Only 27% of Americans in a survey released Monday by TIAA said they were confident they would always feel financially secure, including during retirement, and just 35% were very confident they could maintain their lifestyle for as long as they lived.
Baby boomers and men overall were likelier than younger respondents and women to express confidence in these areas.
Various factors are sapping financial confidence among Americans, TIAA said in a statement: uncertainty about the future of social programs and market performance, concerns about unexpected expenses and losses, and fear of saving too little.
Keys to Financial Security
The survey identified several skills and practices that build confidence. Those who rated highly their ability to invest effectively were roughly three times as likely to express confidence in always being financially secure, including throughout retirement.
Long-term planning can also be a confidence builder. Those who said they had mastered this skill were at least twice as likely to feel confident.
The same with good savings habits. Twenty-three percent of respondents cited saving regularly as the top means of boosting financial security.
Millennials and Gen Xers in the survey were likelier to list savings behaviors and understanding debt as factors that build their confidence, while boomers were more likely to select investment diversification and working with a financial advisor as boosters.

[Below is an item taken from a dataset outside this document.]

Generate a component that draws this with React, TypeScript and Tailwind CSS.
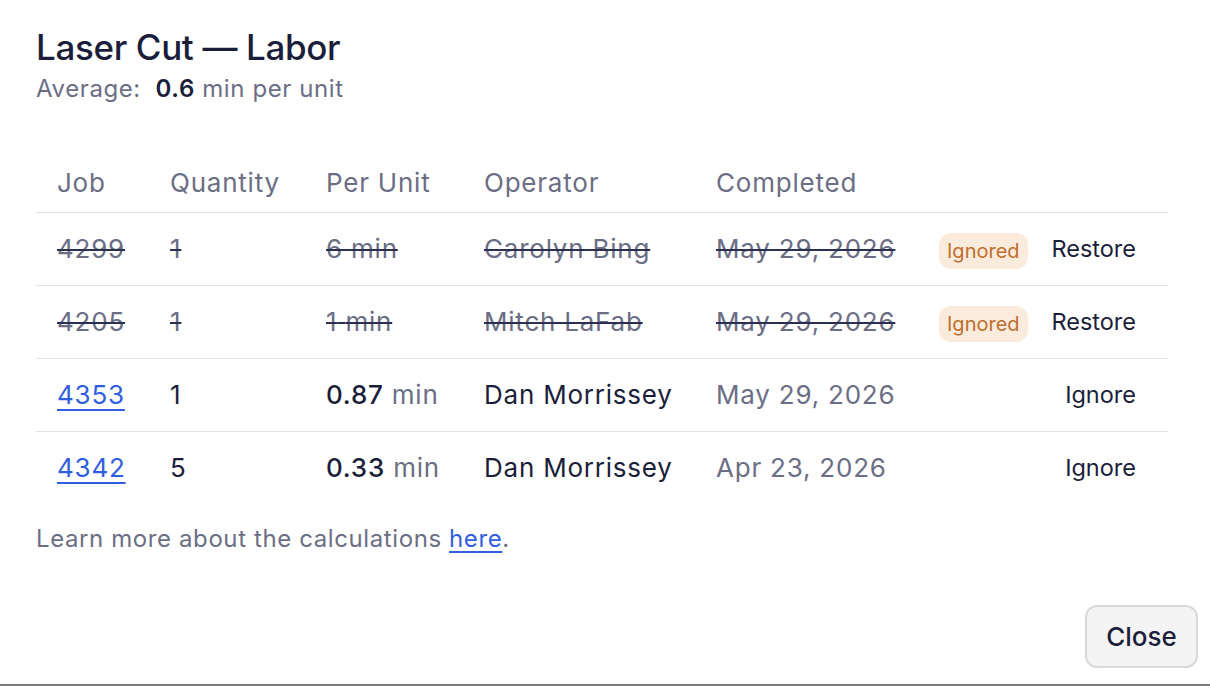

The survey found that beyond saving, perhaps the most significant antidote to financial uncertainty was the presence of guaranteed lifetime income through a pension or annuity that secures monthly income for life. TIAA offers annuities.
Nearly all respondents said it was helpful to know how much income besides Social Security they could expect each month in retirement. More than four in five respondents with access to guaranteed income through a pension or income annuity reported an increase in confidence due to their guaranteed lifetime income.
“A major lesson of this survey is that effectively addressing uncertainties is key to feeling financially secure,” Lori Dickerson Fouché, CEO of TIAA Financial Solutions, said in a statement.
“The two best ways of reducing uncertain outcomes are by using financial products that guarantee lifetime income and getting the advice and building the skills needed to deal with adverse events.”
The 2019 TIAA Lifetime Income Survey was conducted by Greenwald & Associates in May and June via an online survey of 901 Americans between the ages of 25 and 73.
The survey found that many Americans are not acting to improve their financial confidence and situation. Some six in 10 respondents said they had not created a written financial plan for retirement.
Fifty-two percent reported that they had not saved as much as they should have in 2018, and 22% had saved “a lot less.” Sixty percent of Gen Xers saved less than enough, compared with only 26% of baby boomers, according to the survey.